Представления о реальности носят политический характер. Каждая группа – любая группа – заявляет, что одни вещи реальны, а другие – нет. Например, Церковный Собор в Авиньоне в 323 г. н.э. провел закон, запрещавший русалок. До 323 г. н.э. вы могли бы поклоняться глиняному изображению русалки, установленному вблизи реки или озера. После этого времени русалки больше не могли официально считаться существующими.
Конфликт между религией и физикой отражен в истории Галилея, который хотел исследовать скорость падения тел и внешний вид Луны. Галилей соорудил телескоп с большими линзами. Посмотрев в него, он увидел, что на Луне есть кратеры. Галилей приглашал Медичи (правящее семейство в Италии того времени) посмотреть в его телескоп. «Приходите посмотреть в мой телескоп, вам это по-настоящему понравится!».
Но они отвечали: «Нет! Ты не можешь смотреть на Бога! Ты не должен это делать!» Галилей сказал: «Ладно, но, по крайней мере, приходите посмотреть на мой наклонный желоб с шаром на одном конце.
Я хочу исследовать, сколько времени нужно шару, чтобы скатываться по этому желобу».
Но Медичи опять сказали: «Нет, этого ты тоже не можешь делать, ты не можешь исследовать Бога, мы с этим не согласны». Реакция Медичи содержала в себе многие верования. Они верили, что может быть только одно переживание Бога – то, что признается религиозными властями. Они считали материальную реальность созданием Бога, который совершенен и не подлежит измерению или исследованию, – на него нельзя даже смотреть. Согласно официальной точке зрения, ваши личные идеи и переживания Бога считались неприемлемыми; если в них было что-то такое, с чем не соглашались религиозные власти, ваши чувства были просто неверными. Разумеется, за этим убеждением скрывалась более глубокая страсть – желание защищать понятие Бога как божества НОР за пределами возможности проверки.

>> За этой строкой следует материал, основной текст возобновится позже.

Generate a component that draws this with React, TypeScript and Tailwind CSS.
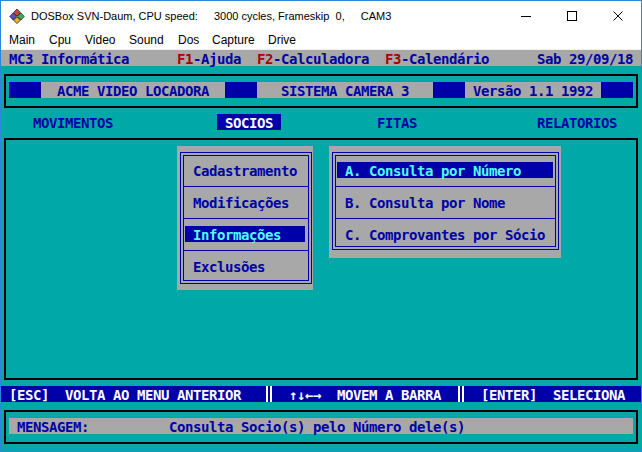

Зарождавшаяся новая парадигма хотела все подвергать сомнению и исследованию. Галилей хотел, насколько возможно, отделить Бога от материи. Чтобы защитить свою свободу в исследовании природы, Галилей в 1623 г. точно сформулировал различие между физикой и духовностью, между первичными и вторичными качествами материи. Он называл первичными те качества, которые можно было измерять в терминах действительных чисел, как, например, 4 грамма и 10 метров, и говорил, что вторичные качества, вроде любви и цвета, не сводимые к эмпирическим измерениям, не входят в сферу науки.

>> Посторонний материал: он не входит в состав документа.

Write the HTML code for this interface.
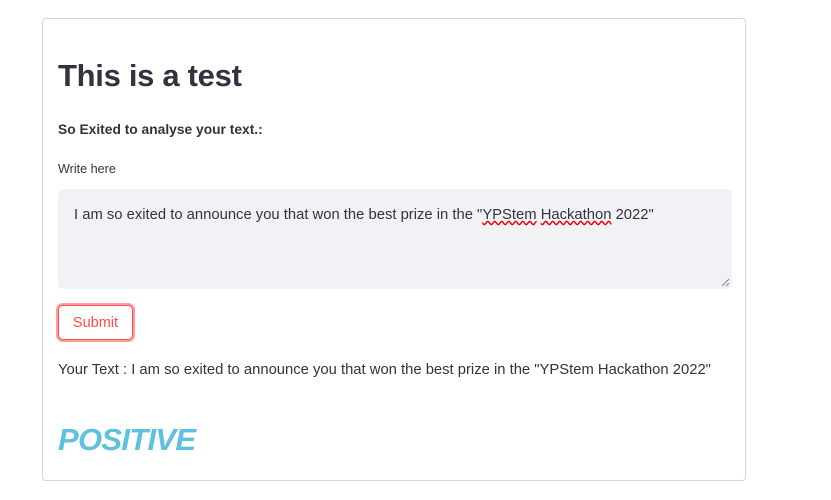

Таким образом, с течением времени господствующий общественный и культурный консенсус в отношении божественной природы реальности постепенно уступал место точке зрения Возрождения, согласно которой космос считался механизмом, состоящим из простых частей или шестеренок. Возрождение защищало свободу думать и исследовать, но также маргинализировало воображаемый опыт как нереальный. В определенном отношении новая наука была иной, поскольку исследовала Вселенную и отделяла ее изучение от религии.
Но в другом отношении она не была иной. Новая наука, равно как и господствующая религия, маргинализировала индивидуальное чувственное переживание и выражение и покровительствовала коллективным представлениям о природе и божественном. В известном смысле новая наука просто заменяла господство одного представления – о живой, чувствующей Земле – господством другого – о механическом мире, доступном для исследования. И религиозное, и научное мировоззрение – каждое по своим собственным причинам – подавляли непосредственный личный опыт.